A total of 1,051 men and women were contacted via telephone following their participation in the California Behavioral Risk Factor Surveillance System Survey. In the follow-up call, participants were asked about their level of toughness, any current symptoms of depression, and the types of treatment they would prefer if diagnosed with depression. Overall, 11 percent of respondents said they would prefer to wait and see what happens without seeking treatment if they received a depression diagnosis. Compared to women, men scored higher on toughness and were more likely to wait and see if symptoms resolved on their own.

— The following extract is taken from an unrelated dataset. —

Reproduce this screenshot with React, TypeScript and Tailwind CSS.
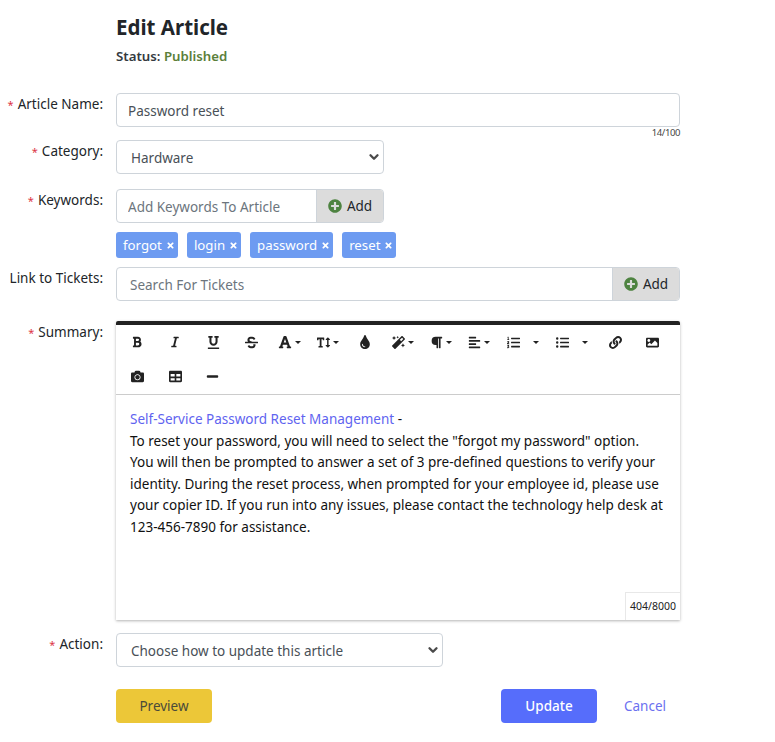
import { ReactNode } from 'react'
import { IconType } from 'react-icons'
import {
  FaAlignLeft, FaBold, FaCamera, FaFont, FaImage, FaItalic, FaLink, FaListOl, FaListUl, FaMagic, FaMinus,
  FaParagraph, FaPlusCircle, FaStrikethrough, FaTable, FaTextHeight, FaTimes, FaTint, FaUnderline,
} from 'react-icons/fa'
import { FiChevronDown } from 'react-icons/fi'

const TOOLS: { icon: IconType; w: string; size: number; caret?: boolean; gap?: string }[] = [
  { icon: FaBold, w: 'w-[38px]', size: 12 },
  { icon: FaItalic, w: 'w-[38px]', size: 12 },
  { icon: FaUnderline, w: 'w-[38px]', size: 13 },
  { icon: FaStrikethrough, w: 'w-[38px]', size: 13 },
  { icon: FaFont, w: 'w-[39px]', size: 14, caret: true },
  { icon: FaTextHeight, w: 'w-[38px]', size: 13, caret: true },
  { icon: FaTint, w: 'w-[36px]', size: 14 },
  { icon: FaMagic, w: 'w-[39px]', size: 13, caret: true },
  { icon: FaParagraph, w: 'w-[38px]', size: 13, caret: true },
  { icon: FaAlignLeft, w: 'w-[38px]', size: 13, caret: true },
  { icon: FaListOl, w: 'w-[49px]', size: 13, caret: true, gap: 'gap-[13px]' },
  { icon: FaListUl, w: 'w-[49px]', size: 13, caret: true, gap: 'gap-[13px]' },
  { icon: FaLink, w: 'w-[38px]', size: 13 },
  { icon: FaImage, w: 'w-[36px]', size: 13 },
  { icon: FaCamera, w: 'w-[38px]', size: 13 },
  { icon: FaTable, w: 'w-[38px]', size: 13 },
  { icon: FaMinus, w: 'w-[36px]', size: 13 },
]

function Row({ label, req, children, className = '' }: { label: string; req?: boolean; children: ReactNode; className?: string }) {
  return (
    <div className={`flex gap-[13px] ${className}`}>
      <label className="w-[103px] shrink-0 text-right text-[13.5px] leading-[20px] pt-[1px] text-[#212529] whitespace-nowrap">
        {req && <span className="text-[11px] text-[#dc3545] mr-[4px]">*</span>}
        {label}:
      </label>
      {children}
    </div>
  )
}

function AddGroup({ placeholder, className, pad }: { placeholder: string; className: string; pad: string }) {
  return (
    <div className={`flex h-[34px] border border-[#ced4da] rounded-[4px] overflow-hidden ${className}`}>
      <input placeholder={placeholder} className={`flex-1 min-w-0 text-[13.5px] outline-none placeholder:text-[#6c757d] ${pad}`} />
      <button className="w-[67px] shrink-0 flex items-center justify-center gap-[5px] bg-[#dcdcdc] border-l border-[#ced4da] text-[13.5px] text-[#212529]">
        <FaPlusCircle size={14} className="text-[#4e8341]" />
        Add
      </button>
    </div>
  )
}

function Select({ value, className }: { value: string; className: string }) {
  return (
    <div className={`relative h-[34px] ${className}`}>
      <select defaultValue={value} className="appearance-none w-full h-full pl-[14px] pt-[2px] border border-[#ced4da] rounded-[4px] bg-white text-[13.5px] text-[#495057] outline-none">
        <option>{value}</option>
      </select>
      <FiChevronDown size={14} strokeWidth={4} className="absolute right-[3px] top-[10px] text-[#4a4a4a] pointer-events-none" />
    </div>
  )
}

export default function App() {
  return (
    <div className="w-[775px] h-[742px] overflow-hidden bg-white pt-[12px] font-['Noto_Sans','Open_Sans',sans-serif] text-[#212529]">
      <div className="ml-[116px]">
        <h1 className="text-[20.5px] leading-[30px] font-bold text-[#212529]">Edit Article</h1>
        <p className="mt-[4px] text-[13.25px] leading-[20px] font-semibold text-[#343a40]">
          Status: <span className="text-[#5b7f3a]">Published</span>
        </p>
      </div>

      <Row label="Article Name" req className="mt-[27px]">
        <div className="w-[564px]">
          <input defaultValue="Password reset" className="w-full h-[34px] px-[11px] pt-[1px] border border-[#ced4da] rounded-[4px] text-[13.5px] text-[#495057] outline-none" />
          <div className="text-right text-[9.5px] tracking-[-0.4px] leading-[12px] text-[#444]">14/100</div>
        </div>
      </Row>

      <Row label="Category" req className="mt-[1px]">
        <Select value="Hardware" className="w-[268px]" />
      </Row>

      <Row label="Keywords" req className="mt-[15px]">
        <div>
          <AddGroup placeholder="Add Keywords To Article" className="w-[268px]" pad="pl-[11px] pt-[2px]" />
          <div className="flex gap-[9px] mt-[9px]">
            {['forgot', 'login', 'password', 'reset'].map(k => (
              <span key={k} className="flex items-center gap-[4px] h-[26px] pl-[7px] pr-[3px] pt-[1px] rounded-[3px] bg-[#6d9bf1] text-white text-[13.25px]">
                {k}
                <FaTimes size={9} />
              </span>
            ))}
          </div>
        </div>
      </Row>

      <Row label="Link to Tickets" className="mt-[9px]">
        <AddGroup placeholder="Search For Tickets" className="w-[564px]" pad="pl-[13px] pt-[3px]" />
      </Row>

      <Row label="Summary" req className="mt-[20px]">
        <div className="relative w-[564px] h-[299px] border-t-[4px] border-[#222] rounded-t-[2px] shadow-[0_1px_3px_rgba(0,0,0,0.3)]">
          <div className="h-[70px] pl-[2px] flex flex-wrap content-start border-b border-[#ccc]">
            {TOOLS.map((t, i) => {
              const Icon = t.icon
              return (
                <div key={i} className={`${t.w} h-[34px] flex items-center justify-center ${t.gap ?? 'gap-[3px]'} text-[#222]`}>
                  <Icon size={t.size} />
                  {t.caret && <span className="border-x-[3px] border-x-transparent border-t-[3px] border-t-[#222]" />}
                </div>
              )
            })}
          </div>
          <div className="px-[14px] pt-[14px] text-[13.5px] leading-[21.6px] text-[#111] whitespace-nowrap">
            <a className="text-[#5f64f0]">Self-Service Password Reset Management</a> -
            <br />
            To reset your password, you will need to select the "forgot my password" option.
            <br />
            You will then be prompted to answer a set of 3 pre-defined questions to verify your
            <br />
            identity. During the reset process, when prompted for your employee id, please use
            <br />
            your copier ID. If you run into any issues, please contact the technology help desk at
            <br />
            123-456-7890 for assistance.
          </div>
          <div className="absolute right-0 bottom-0 w-[55px] h-[28px] flex items-center justify-center border-l border-t border-[#e8e8e8] bg-white text-[10.5px] text-[#222]">
            404/8000
          </div>
        </div>
      </Row>

      <Row label="Action" req className="mt-[13px]">
        <Select value="Choose how to update this article" className="w-[327px]" />
      </Row>

      <div className="flex items-center ml-[116px] mt-[22px] w-[564px]">
        <button className="w-[96px] h-[34px] rounded-[4px] bg-[#ecc738] text-[13.5px] text-[#4a4a3a]">Preview</button>
        <button className="ml-auto w-[96px] h-[34px] rounded-[4px] bg-[#566dfb] text-[13.5px] font-medium text-white">Update</button>
        <a className="w-[83px] pr-[14px] text-right text-[13.5px] text-[#6b70f0]">Cancel</a>
      </div>
    </div>
  )
}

However, this toughness trait was associated with a greater preference to wait it out for both men and women.
The researchers suggest that public education campaigns portray seeking help as an act of toughness and as an aggressive act of taking control of one's life. Such reframing of messages may help both depressed men and women get the help they need. The study was supported in part by the Agency for Healthcare Research and Quality (T32 HS00044).
See "Role of the gender-linked norm of toughness in the decision to engage in treatment for depression," by Ryan E. O'Loughlin, Ph.D., Paul R. Duberstein, Ph.D., Peter J. Veazie, Ph.D., and others in Psychiatric Services 62(7), pp. 740-746, 2011.